SOURCE DATA start

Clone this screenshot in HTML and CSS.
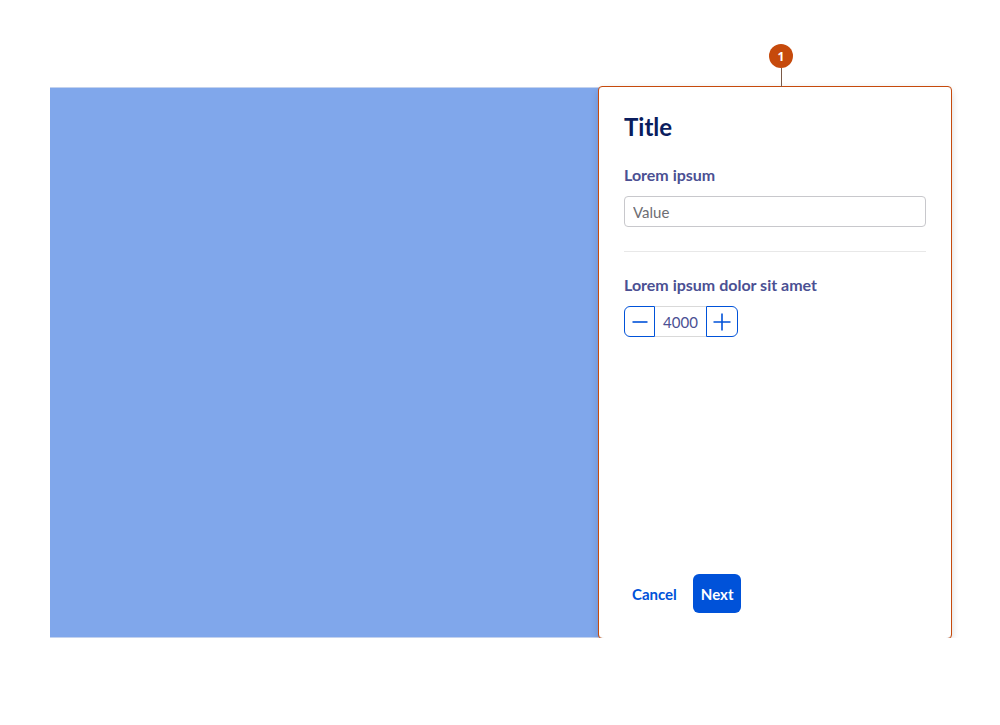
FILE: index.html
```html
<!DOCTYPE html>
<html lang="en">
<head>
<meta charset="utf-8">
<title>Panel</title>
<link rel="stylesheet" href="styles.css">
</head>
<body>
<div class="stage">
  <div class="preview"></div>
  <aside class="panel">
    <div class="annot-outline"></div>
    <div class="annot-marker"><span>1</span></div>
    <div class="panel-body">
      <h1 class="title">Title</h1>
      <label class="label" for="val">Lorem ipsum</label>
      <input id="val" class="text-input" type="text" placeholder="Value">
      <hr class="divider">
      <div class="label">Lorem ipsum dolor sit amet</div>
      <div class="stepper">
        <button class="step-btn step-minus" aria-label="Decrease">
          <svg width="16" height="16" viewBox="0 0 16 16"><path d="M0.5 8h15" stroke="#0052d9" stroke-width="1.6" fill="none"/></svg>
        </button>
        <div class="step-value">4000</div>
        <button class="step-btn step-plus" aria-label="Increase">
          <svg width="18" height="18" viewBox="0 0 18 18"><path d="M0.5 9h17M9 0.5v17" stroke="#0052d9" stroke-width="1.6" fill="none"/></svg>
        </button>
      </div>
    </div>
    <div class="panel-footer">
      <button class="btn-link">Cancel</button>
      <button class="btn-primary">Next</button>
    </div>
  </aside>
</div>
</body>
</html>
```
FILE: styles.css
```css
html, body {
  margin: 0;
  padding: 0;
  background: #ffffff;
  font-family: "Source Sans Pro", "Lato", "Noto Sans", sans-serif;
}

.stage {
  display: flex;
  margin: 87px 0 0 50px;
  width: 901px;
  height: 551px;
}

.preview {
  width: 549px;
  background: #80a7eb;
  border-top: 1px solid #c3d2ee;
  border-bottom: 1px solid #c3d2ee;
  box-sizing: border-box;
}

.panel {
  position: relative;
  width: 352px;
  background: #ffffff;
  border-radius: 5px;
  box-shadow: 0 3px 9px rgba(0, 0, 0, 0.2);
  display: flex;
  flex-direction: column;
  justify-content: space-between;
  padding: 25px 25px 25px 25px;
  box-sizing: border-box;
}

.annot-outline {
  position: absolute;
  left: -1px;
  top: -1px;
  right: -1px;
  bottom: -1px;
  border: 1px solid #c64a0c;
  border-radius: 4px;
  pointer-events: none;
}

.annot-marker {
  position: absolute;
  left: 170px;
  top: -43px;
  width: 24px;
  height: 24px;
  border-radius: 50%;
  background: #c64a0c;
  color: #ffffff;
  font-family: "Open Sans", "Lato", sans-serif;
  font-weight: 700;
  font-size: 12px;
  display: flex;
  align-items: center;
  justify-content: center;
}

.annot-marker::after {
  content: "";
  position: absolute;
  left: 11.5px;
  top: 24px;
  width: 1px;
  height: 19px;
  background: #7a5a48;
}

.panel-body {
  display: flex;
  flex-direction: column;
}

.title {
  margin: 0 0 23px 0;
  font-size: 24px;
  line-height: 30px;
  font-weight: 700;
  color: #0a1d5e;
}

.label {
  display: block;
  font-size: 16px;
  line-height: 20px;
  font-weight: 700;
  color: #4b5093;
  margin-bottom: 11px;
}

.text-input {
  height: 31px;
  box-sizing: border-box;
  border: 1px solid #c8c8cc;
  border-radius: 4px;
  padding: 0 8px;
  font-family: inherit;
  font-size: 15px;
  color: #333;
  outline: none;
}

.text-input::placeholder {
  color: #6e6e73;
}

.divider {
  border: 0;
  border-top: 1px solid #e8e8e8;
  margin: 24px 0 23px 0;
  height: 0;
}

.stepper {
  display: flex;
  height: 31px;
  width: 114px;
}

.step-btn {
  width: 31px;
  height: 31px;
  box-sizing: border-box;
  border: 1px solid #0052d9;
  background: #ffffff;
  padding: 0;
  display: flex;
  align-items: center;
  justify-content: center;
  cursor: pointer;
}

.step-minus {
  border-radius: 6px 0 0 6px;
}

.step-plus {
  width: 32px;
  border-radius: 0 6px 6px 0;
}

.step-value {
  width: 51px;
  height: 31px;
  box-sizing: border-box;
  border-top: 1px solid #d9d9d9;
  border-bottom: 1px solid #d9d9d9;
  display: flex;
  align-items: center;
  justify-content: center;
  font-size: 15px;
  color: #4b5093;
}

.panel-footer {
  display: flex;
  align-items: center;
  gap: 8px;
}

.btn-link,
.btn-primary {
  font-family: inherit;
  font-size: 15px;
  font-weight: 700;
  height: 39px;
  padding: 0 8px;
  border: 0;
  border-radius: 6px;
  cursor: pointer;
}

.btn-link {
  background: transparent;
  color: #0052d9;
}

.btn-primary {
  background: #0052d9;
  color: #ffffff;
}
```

SOURCE DATA end

■ REQUIREMENTS ■
Give the data above again in full and unchanged, skipping the pictures.

■ ANSWER FOR THE TASK ■
Clone this screenshot in HTML and CSS.
FILE: index.html
```html
<!DOCTYPE html>
<html lang="en">
<head>
<meta charset="utf-8">
<title>Panel</title>
<link rel="stylesheet" href="styles.css">
</head>
<body>
<div class="stage">
  <div class="preview"></div>
  <aside class="panel">
    <div class="annot-outline"></div>
    <div class="annot-marker"><span>1</span></div>
    <div class="panel-body">
      <h1 class="title">Title</h1>
      <label class="label" for="val">Lorem ipsum</label>
      <input id="val" class="text-input" type="text" placeholder="Value">
      <hr class="divider">
      <div class="label">Lorem ipsum dolor sit amet</div>
      <div class="stepper">
        <button class="step-btn step-minus" aria-label="Decrease">
          <svg width="16" height="16" viewBox="0 0 16 16"><path d="M0.5 8h15" stroke="#0052d9" stroke-width="1.6" fill="none"/></svg>
        </button>
        <div class="step-value">4000</div>
        <button class="step-btn step-plus" aria-label="Increase">
          <svg width="18" height="18" viewBox="0 0 18 18"><path d="M0.5 9h17M9 0.5v17" stroke="#0052d9" stroke-width="1.6" fill="none"/></svg>
        </button>
      </div>
    </div>
    <div class="panel-footer">
      <button class="btn-link">Cancel</button>
      <button class="btn-primary">Next</button>
    </div>
  </aside>
</div>
</body>
</html>
```
FILE: styles.css
```css
html, body {
  margin: 0;
  padding: 0;
  background: #ffffff;
  font-family: "Source Sans Pro", "Lato", "Noto Sans", sans-serif;
}

.stage {
  display: flex;
  margin: 87px 0 0 50px;
  width: 901px;
  height: 551px;
}

.preview {
  width: 549px;
  background: #80a7eb;
  border-top: 1px solid #c3d2ee;
  border-bottom: 1px solid #c3d2ee;
  box-sizing: border-box;
}

.panel {
  position: relative;
  width: 352px;
  background: #ffffff;
  border-radius: 5px;
  box-shadow: 0 3px 9px rgba(0, 0, 0, 0.2);
  display: flex;
  flex-direction: column;
  justify-content: space-between;
  padding: 25px 25px 25px 25px;
  box-sizing: border-box;
}

.annot-outline {
  position: absolute;
  left: -1px;
  top: -1px;
  right: -1px;
  bottom: -1px;
  border: 1px solid #c64a0c;
  border-radius: 4px;
  pointer-events: none;
}

.annot-marker {
  position: absolute;
  left: 170px;
  top: -43px;
  width: 24px;
  height: 24px;
  border-radius: 50%;
  background: #c64a0c;
  color: #ffffff;
  font-family: "Open Sans", "Lato", sans-serif;
  font-weight: 700;
  font-size: 12px;
  display: flex;
  align-items: center;
  justify-content: center;
}

.annot-marker::after {
  content: "";
  position: absolute;
  left: 11.5px;
  top: 24px;
  width: 1px;
  height: 19px;
  background: #7a5a48;
}

.panel-body {
  display: flex;
  flex-direction: column;
}

.title {
  margin: 0 0 23px 0;
  font-size: 24px;
  line-height: 30px;
  font-weight: 700;
  color: #0a1d5e;
}

.label {
  display: block;
  font-size: 16px;
  line-height: 20px;
  font-weight: 700;
  color: #4b5093;
  margin-bottom: 11px;
}

.text-input {
  height: 31px;
  box-sizing: border-box;
  border: 1px solid #c8c8cc;
  border-radius: 4px;
  padding: 0 8px;
  font-family: inherit;
  font-size: 15px;
  color: #333;
  outline: none;
}

.text-input::placeholder {
  color: #6e6e73;
}

.divider {
  border: 0;
  border-top: 1px solid #e8e8e8;
  margin: 24px 0 23px 0;
  height: 0;
}

.stepper {
  display: flex;
  height: 31px;
  width: 114px;
}

.step-btn {
  width: 31px;
  height: 31px;
  box-sizing: border-box;
  border: 1px solid #0052d9;
  background: #ffffff;
  padding: 0;
  display: flex;
  align-items: center;
  justify-content: center;
  cursor: pointer;
}

.step-minus {
  border-radius: 6px 0 0 6px;
}

.step-plus {
  width: 32px;
  border-radius: 0 6px 6px 0;
}

.step-value {
  width: 51px;
  height: 31px;
  box-sizing: border-box;
  border-top: 1px solid #d9d9d9;
  border-bottom: 1px solid #d9d9d9;
  display: flex;
  align-items: center;
  justify-content: center;
  font-size: 15px;
  color: #4b5093;
}

.panel-footer {
  display: flex;
  align-items: center;
  gap: 8px;
}

.btn-link,
.btn-primary {
  font-family: inherit;
  font-size: 15px;
  font-weight: 700;
  height: 39px;
  padding: 0 8px;
  border: 0;
  border-radius: 6px;
  cursor: pointer;
}

.btn-link {
  background: transparent;
  color: #0052d9;
}

.btn-primary {
  background: #0052d9;
  color: #ffffff;
}
```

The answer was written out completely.